Entries with page source code:
## BEGIN
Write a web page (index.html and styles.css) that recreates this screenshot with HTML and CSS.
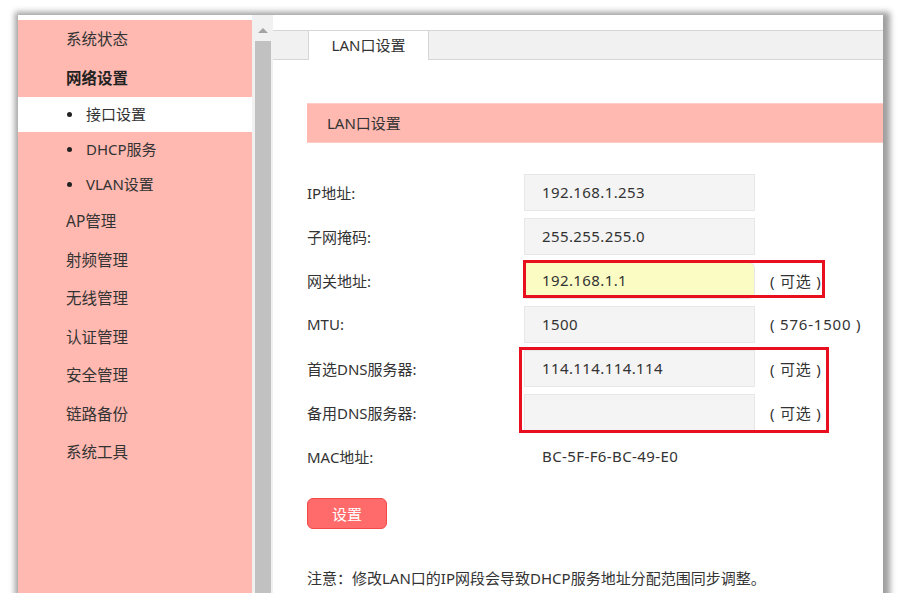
FILE: index.html
```html
<!DOCTYPE html>
<html lang="zh-CN">
<head>
  <meta charset="UTF-8" />
  <title>LAN口设置</title>
  <link rel="stylesheet" href="styles.css">
</head>
<body>
  <div class="frame">
    <div class="sidebar">
      <ul class="menu">
        <li class="menu-item">系统状态</li>
        <li class="menu-item active-group">网络设置</li>
        <li class="sub-item current">接口设置</li>
        <li class="sub-item">DHCP服务</li>
        <li class="sub-item">VLAN设置</li>
        <li class="menu-item">AP管理</li>
        <li class="menu-item">射频管理</li>
        <li class="menu-item">无线管理</li>
        <li class="menu-item">认证管理</li>
        <li class="menu-item">安全管理</li>
        <li class="menu-item">链路备份</li>
        <li class="menu-item">系统工具</li>
      </ul>
    </div>

    <div class="scrollbar">
      <div class="scroll-arrow"></div>
      <div class="scroll-thumb"></div>
    </div>

    <div class="content">
      <div class="tabbar">
        <div class="tab">LAN口设置</div>
      </div>

      <div class="panel">
        <div class="panel-title">LAN口设置</div>

        <div class="form">
          <div class="row">
            <label>IP地址:</label>
            <div class="field">192.168.1.253</div>
          </div>
          <div class="row">
            <label>子网掩码:</label>
            <div class="field">255.255.255.0</div>
          </div>
          <div class="row">
            <label>网关地址:</label>
            <div class="field filled">192.168.1.1</div>
            <span class="hint">( 可选 )</span>
          </div>
          <div class="row">
            <label>MTU:</label>
            <div class="field">1500</div>
            <span class="hint">( 576-1500 )</span>
          </div>
          <div class="row">
            <label>首选DNS服务器:</label>
            <div class="field">114.114.114.114</div>
            <span class="hint">( 可选 )</span>
          </div>
          <div class="row">
            <label>备用DNS服务器:</label>
            <div class="field"></div>
            <span class="hint">( 可选 )</span>
          </div>
          <div class="row">
            <label>MAC地址:</label>
            <div class="value">BC-5F-F6-BC-49-E0</div>
          </div>

          <div class="mark mark-gateway"></div>
          <div class="mark mark-dns"></div>
        </div>

        <button class="btn-save">设置</button>

        <div class="note">注意：修改LAN口的IP网段会导致DHCP服务地址分配范围同步调整。</div>
      </div>
    </div>
  </div>
</body>
</html>
```

FILE: styles.css
```css
body {
  margin: 0;
  padding: 0;
  background: #ffffff;
  font-family: "Noto Sans", "Noto Sans CJK SC", sans-serif;
  color: #333;
}

.frame {
  width: 865px;
  height: 578px;
  margin: 15px 0 0 18px;
  display: flex;
  overflow: hidden;
  background: #fff;
  box-shadow: 2px 2px 6px 5px rgba(0, 0, 0, 0.38);
}

/* left menu */
.sidebar {
  width: 234px;
  padding-top: 5px;
  flex-shrink: 0;
}

.menu {
  list-style: none;
  margin: 0;
  padding: 0;
  height: 100%;
  background: #ffb9b1;
}

.menu-item {
  height: 38.5px;
  line-height: 38.5px;
  padding-left: 48px;
  font-size: 15.5px;
}

.active-group {
  font-weight: bold;
  color: #222;
}

.sub-item {
  height: 35px;
  line-height: 35px;
  padding-left: 48px;
  font-size: 15px;
  display: flex;
  align-items: center;
}

.sub-item::before {
  content: "";
  width: 5px;
  height: 5px;
  border-radius: 50%;
  background: #222;
  margin: 0 14px 0 1px;
}

.sub-item.current {
  background: #ffffff;
}

/* fake scrollbar */
.scrollbar {
  width: 21px;
  flex-shrink: 0;
  background: #f1f1f1;
  display: flex;
  flex-direction: column;
  align-items: center;
}

.scroll-arrow {
  width: 0;
  height: 0;
  margin-top: 13px;
  border-left: 5px solid transparent;
  border-right: 5px solid transparent;
  border-bottom: 5px solid #a3a3a3;
}

.scroll-thumb {
  width: 16px;
  flex: 1;
  margin-top: 8px;
  background: #c1c1c1;
}

/* main content */
.content {
  flex: 1;
  min-width: 0;
}

.tabbar {
  height: 28px;
  margin-top: 15px;
  border-top: 1px solid #d6d6d6;
  border-bottom: 1px solid #d6d6d6;
  background: #f1f1f1;
  padding-left: 35px;
  display: flex;
}

.tab {
  width: 119px;
  height: 29px;
  line-height: 29px;
  background: #fff;
  border-left: 1px solid #d6d6d6;
  border-right: 1px solid #d6d6d6;
  text-align: center;
  font-size: 15px;
  margin-bottom: -1px;
}

.panel {
  padding: 43px 0 0 34px;
}

.panel-title {
  height: 38px;
  line-height: 38px;
  padding-left: 20px;
  background: #ffb9b1;
  border-top: 1px solid #ffcdc6;
  border-bottom: 1px solid #ffcdc6;
  font-size: 15px;
}

.form {
  position: relative;
  margin-top: 27px;
}

.row {
  height: 44px;
  display: flex;
  align-items: center;
  font-size: 15px;
}

.row label {
  width: 217px;
  flex-shrink: 0;
}

.field {
  width: 212px;
  height: 35px;
  line-height: 35px;
  padding-left: 17px;
  background: #f4f4f4;
  border: 1px solid #e7e7e7;
  letter-spacing: 0.4px;
}

.field.filled {
  background: #fafcc3;
  border-radius: 0 6px 6px 0;
}

.value {
  padding-left: 18px;
  letter-spacing: 0.4px;
}

.hint {
  margin-left: 15px;
  font-size: 15px;
  letter-spacing: 0.8px;
  white-space: pre;
}

/* red annotation boxes */
.mark {
  position: absolute;
  border: 3px solid #e8101e;
}

.mark-gateway {
  left: 216px;
  top: 90px;
  width: 296px;
  height: 32px;
}

.mark-dns {
  left: 212px;
  top: 177px;
  width: 304px;
  height: 80px;
}

.btn-save {
  display: block;
  margin-top: 20px;
  width: 80px;
  height: 31px;
  background: #ff6b6b;
  border: 1px solid #f54848;
  border-radius: 6px;
  color: #fff;
  font-family: inherit;
  font-size: 15px;
  padding: 0;
}

.note {
  margin-top: 38px;
  font-size: 15px;
  line-height: 22px;
}
```
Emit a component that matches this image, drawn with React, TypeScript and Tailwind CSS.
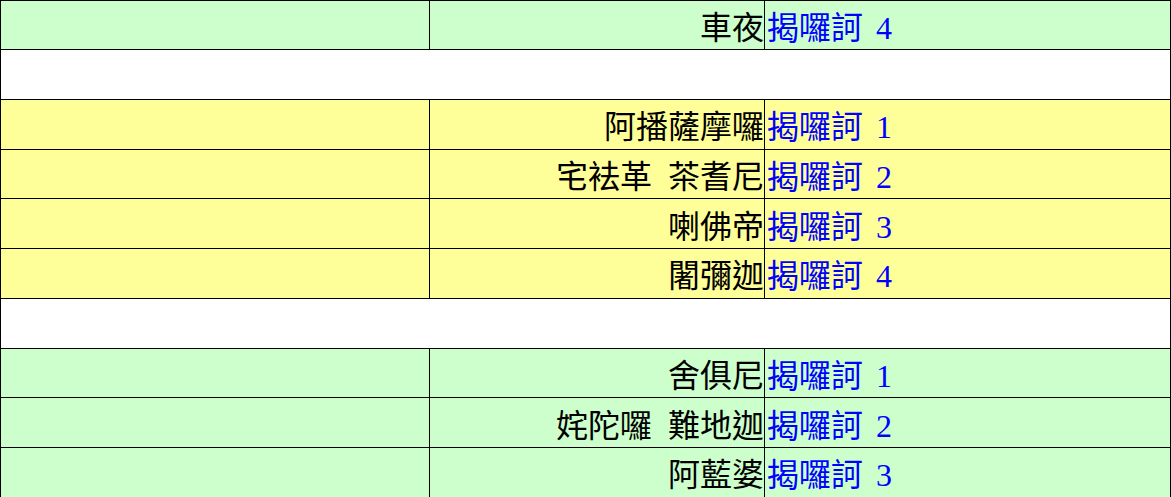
interface Row {
    name?: string;
    num?: number;
    color?: "green" | "yellow";
}

const rows: Row[] = [
    { name: "車夜", num: 4, color: "green" },
    {},
    { name: "阿播薩摩囉", num: 1, color: "yellow" },
    { name: "宅袪革  茶耆尼", num: 2, color: "yellow" },
    { name: "喇佛帝", num: 3, color: "yellow" },
    { name: "闍彌迦", num: 4, color: "yellow" },
    {},
    { name: "舍俱尼", num: 1, color: "green" },
    { name: "姹陀囉  難地迦", num: 2, color: "green" },
    { name: "阿藍婆", num: 3, color: "green" },
];

export default function App() {
    return (
        <div
            className="w-[1171px] h-[497px] overflow-hidden bg-white"
            style={{ fontFamily: '"Liberation Serif", "Noto Sans CJK TC", serif' }}
        >
            <div className="border-l border-black">
                {rows.map((row, i) =>
                    row.name ? (
                        <div
                            key={i}
                            className={`grid grid-cols-[429px_335px_406px] border-b border-black text-[32px] leading-none ${i === 0 ? "h-[50px] border-t" : "h-[49.75px]"} ${row.color === "green" ? "bg-[#ccffcc]" : "bg-[#ffff99]"}`}
                        >
                            <div className="border-r border-black"></div>
                            <div className="border-r border-black flex items-center justify-end pt-[6px] whitespace-pre text-black">
                                {row.name}
                            </div>
                            <div className="border-r border-black flex items-center pt-[6px] pl-[2px] whitespace-pre text-[#0000ff]">
                                揭囉訶 <span className="ml-[5px]">{row.num}</span>
                            </div>
                        </div>
                    ) : (
                        <div key={i} className="h-[49.75px] border-b border-r border-black bg-white"></div>
                    )
                )}
            </div>
        </div>
    );
}
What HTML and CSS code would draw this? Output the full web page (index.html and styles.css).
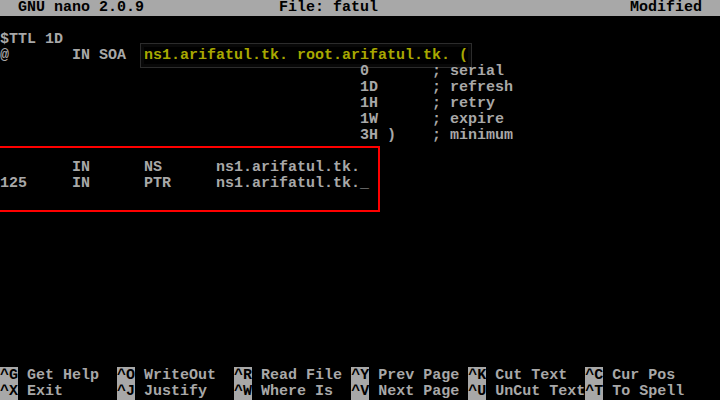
## END
Of all the lines above, how many contain the word "that"? Give the number and nothing else.

EXERCISE RESPONSE: 2